Tezin Türü: Tıpta Uzmanlık
Tezin Yürütüldüğü Kurum: Gazi Üniversitesi, Tıp Fakültesi, Türkiye
Tezin Onay Tarihi: 2020
Tezin Dili: Türkçe
Öğrenci: EMİN ERDEM KAYA
Eş Danışman: MEHMET RIDVAN YALÇIN, BURAK SEZENÖZ
Özet:Koroner arter hastalığı tedavisinde yaşanan gelişmelere rağmen koroner arter bypass greft (KABG) cerrahisi tedavisindeki önemli yerini korumaktadır. Yapılan çalışmalarda cerrahiden henüz bir dekad sonra safen ven greftlerinin (SVG) %50' sinden fazlasında dejenerasyon geliştiği görülmüştür.
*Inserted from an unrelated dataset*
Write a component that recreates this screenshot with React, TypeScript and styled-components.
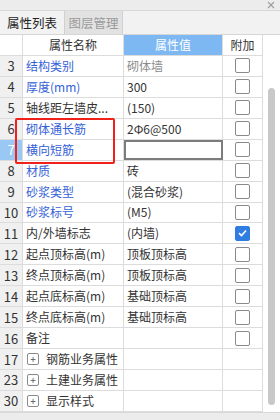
import React from 'react';
import styled, { createGlobalStyle } from 'styled-components';

const GlobalStyle = createGlobalStyle`
  html, body {
    margin: 0;
    padding: 0;
    background: #ffffff;
  }
  body {
    font-family: "Noto Sans CJK SC", "Noto Sans", sans-serif;
    font-size: 12px;
    color: #333333;
  }
`;

const Panel = styled.div`
  width: 280px;
  height: 420px;
  display: flex;
  flex-direction: column;
  background: #ffffff;
  position: relative;
  overflow: hidden;
`;

const TitleStrip = styled.div`
  height: 11px;
  background: #ececec;
  border-bottom: 1px solid #d8d8d8;
  display: flex;
  justify-content: flex-end;
  align-items: center;
  padding-right: 5px;
  box-sizing: border-box;
`;

const TabBar = styled.div`
  height: 24px;
  display: flex;
  background: #f2f2f2;
  border-bottom: 1px solid #d6d6d6;
  box-sizing: border-box;
`;

const Tab = styled.div<{ $active?: boolean }>`
  width: ${(p) => (p.$active ? '65px' : '58px')};
  display: flex;
  align-items: center;
  justify-content: center;
  font-size: 12.5px;
  color: ${(p) => (p.$active ? '#222222' : '#9a9a9a')};
  background: ${(p) => (p.$active ? '#f2f2f2' : '#e2e2e2')};
  border-right: 1px solid #d0d0d0;
  box-sizing: border-box;
`;

const Body = styled.div`
  display: flex;
  flex: 1;
  min-height: 0;
`;

const Grid = styled.div`
  width: 263px;
  display: flex;
  flex-direction: column;
`;

const Row = styled.div`
  display: grid;
  grid-template-columns: 23px 101px 99px 40px;
  height: 21px;
  border-bottom: 1px solid #dcdcdc;
  box-sizing: border-box;
`;

const Cell = styled.div<{ $align?: string; $bg?: string; $color?: string }>`
  display: flex;
  align-items: center;
  justify-content: ${(p) => p.$align || 'flex-start'};
  padding-left: ${(p) => (p.$align ? '0' : '3px')};
  background: ${(p) => p.$bg || 'transparent'};
  color: ${(p) => p.$color || '#333333'};
  border-right: 1px solid #dcdcdc;
  white-space: nowrap;
  overflow: hidden;
  box-sizing: border-box;
  line-height: 1;
`;

const NumCell = styled(Cell)<{ $selected?: boolean }>`
  justify-content: center;
  padding-left: 0;
  background: ${(p) => (p.$selected ? '#99c8f4' : '#f0f0f0')};
  color: ${(p) => (p.$selected ? '#ffffff' : '#333333')};
  font-size: 13px;
`;

const EditCell = styled.div`
  border: 2px solid #7c7c7c;
  box-sizing: border-box;
`;

const Check = styled.span<{ $checked?: boolean }>`
  width: 13px;
  height: 13px;
  border: 1px solid ${(p) => (p.$checked ? '#2f7de1' : '#8a8a8a')};
  border-radius: 2px;
  background: ${(p) => (p.$checked ? '#2f7de1' : '#ffffff')};
  display: flex;
  align-items: center;
  justify-content: center;
`;

const Expander = styled.span`
  width: 10px;
  height: 10px;
  border: 1px solid #8a8a8a;
  border-radius: 2px;
  display: inline-flex;
  align-items: center;
  justify-content: center;
  font-size: 10px;
  color: #555555;
  margin-right: 7px;
  margin-left: 1px;
`;

const ScrollTrack = styled.div`
  width: 17px;
  display: flex;
  justify-content: center;
  align-items: flex-start;
  padding-top: 53px;
  box-sizing: border-box;
`;

const Thumb = styled.div`
  width: 7px;
  height: 317px;
  background: #c8c8c8;
  border-radius: 4px;
`;

const Footer = styled.div`
  height: 7px;
  background: #ececec;
  border-top: 1px solid #d8d8d8;
`;

const Highlight = styled.div`
  position: absolute;
  left: 15px;
  top: 118px;
  width: 100px;
  height: 46px;
  border: 2px solid #f0201a;
  border-radius: 2px;
  box-sizing: border-box;
  pointer-events: none;
`;

type Item = {
  no: string;
  name: string;
  value?: string;
  blue?: boolean;
  grayValue?: boolean;
  checked?: boolean;
  group?: boolean;
  editing?: boolean;
};

const BLUE = '#3561d8';

const items: Item[] = [
  { no: '3', name: '结构类别', value: '砌体墙', blue: true, grayValue: true },
  { no: '4', name: '厚度(mm)', value: '300', blue: true },
  { no: '5', name: '轴线距左墙皮...', value: '(150)' },
  { no: '6', name: '砌体通长筋', value: '2Φ6@500', blue: true },
  { no: '7', name: '横向短筋', blue: true, editing: true },
  { no: '8', name: '材质', value: '砖', blue: true },
  { no: '9', name: '砂浆类型', value: '(混合砂浆)', blue: true },
  { no: '10', name: '砂浆标号', value: '(M5)', blue: true },
  { no: '11', name: '内/外墙标志', value: '(内墙)', checked: true },
  { no: '12', name: '起点顶标高(m)', value: '顶板顶标高' },
  { no: '13', name: '终点顶标高(m)', value: '顶板顶标高' },
  { no: '14', name: '起点底标高(m)', value: '基础顶标高' },
  { no: '15', name: '终点底标高(m)', value: '基础顶标高' },
  { no: '16', name: '备注' },
  { no: '17', name: '钢筋业务属性', group: true },
  { no: '23', name: '土建业务属性', group: true },
  { no: '30', name: '显示样式', group: true },
];

const CheckMark = () => (
  <svg width="9" height="8" viewBox="0 0 9 8">
    <path d="M1 4.2 L3.5 6.5 L8 1.5" stroke="#ffffff" strokeWidth="1.6" fill="none" />
  </svg>
);

const App: React.FC = () => {
  return (
    <Panel>
      <GlobalStyle />
      <TitleStrip>
        <svg width="8" height="8" viewBox="0 0 8 8">
          <path d="M1 1 L7 7 M7 1 L1 7" stroke="#a0a0a0" strokeWidth="1.2" />
        </svg>
      </TitleStrip>
      <TabBar>
        <Tab $active>属性列表</Tab>
        <Tab>图层管理</Tab>
      </TabBar>
      <Body>
        <Grid>
          <Row>
            <Cell $align="center" />
            <Cell $align="center">属性名称</Cell>
            <Cell $align="center" $bg="#7db8f3" $color="#ffffff">属性值</Cell>
            <Cell $align="center">附加</Cell>
          </Row>
          {items.map((it) => (
            <Row key={it.no}>
              <NumCell $selected={it.editing}>{it.no}</NumCell>
              <Cell $color={it.blue ? BLUE : '#333333'}>
                {it.group && <Expander>+</Expander>}
                {it.name}
              </Cell>
              {it.editing ? (
                <EditCell />
              ) : (
                <Cell $color={it.grayValue ? '#8c8c8c' : '#333333'}>{it.value}</Cell>
              )}
              <Cell $align="center">
                {!it.group && (
                  <Check $checked={it.checked}>{it.checked && <CheckMark />}</Check>
                )}
              </Cell>
            </Row>
          ))}
        </Grid>
        <ScrollTrack>
          <Thumb />
        </ScrollTrack>
      </Body>
      <Footer />
      <Highlight />
    </Panel>
  );
};

export default App;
Yapılan çalışmalarla kemik morfogenetik protein-2 (BMP-2)' nin vasküler kalsifikasyon, plak insitabilitesi ve inflamasyon gibi ateroskleroz süreçlerinde rol oynadığı gösterilmiştir. Hipertrofik skar ve keloid; deride yara sınırlarının ötesine uzanan, aĢırı hücre popülasyonu ve ekstraselüler matriks bileşenlerinin birikimiyle karakterize, anormal yara iyileşmesi sonucu oluşan proliferatif skar tipleridir. Hem ateroskleroz hem de proliferatif skarlar sitolojik ve patofizyolojik olarak ortak özelliklere sahiptir. KABG cerrahisi yapılan hastalarda başarıyı belirleyen en önemli faktör greftlerin açıklığıdır, uzun dönemde greft açıklığını belirleyen en önemli etken ise aterosklerozdur. Bu çalışmada safen veni kullanılarak KABG cerrahisi yapılmış olan hastalarda SVG dejenerasyonunun, serum BMP-2 seviyesi ve sternotomideki proliferatif skar varlığıyla olan ilişkisi araştırılmıştır. Çalışmaya, en az bir safen ven bypass grefti olan 74 hasta alındı. Koroner anjiyografi sonucuna göre 26 hasta SVG dejenerasyonu olmayan, 48 hasta SVG dejenerasyonu olan gruba alındı. Serum BMP-2 düzeyi dejenerasyonu olan grupta dejenerasyon olmayan gruba göre anlamlı olarak daha yüksek saptandı (p=0,002). SVG dejenerasyonu olan grupta proliferatif skarı varlığı anlamlı olarak daha yüksekti (p=0,01). Ek olarak proliferatif skarı olan hastalarda serum BMP-2 düzeyi anlamlı olarak daha yüksekti (p=0,019). Bu çalışmanın sonucunda serum BMP-2 düzeyinin, proliferatif skar varlığının, trigliserid düzeyinin ve safen greft yaşının SVG dejenerasyonunun bağımsız belirleyicileri olduğu saptandı.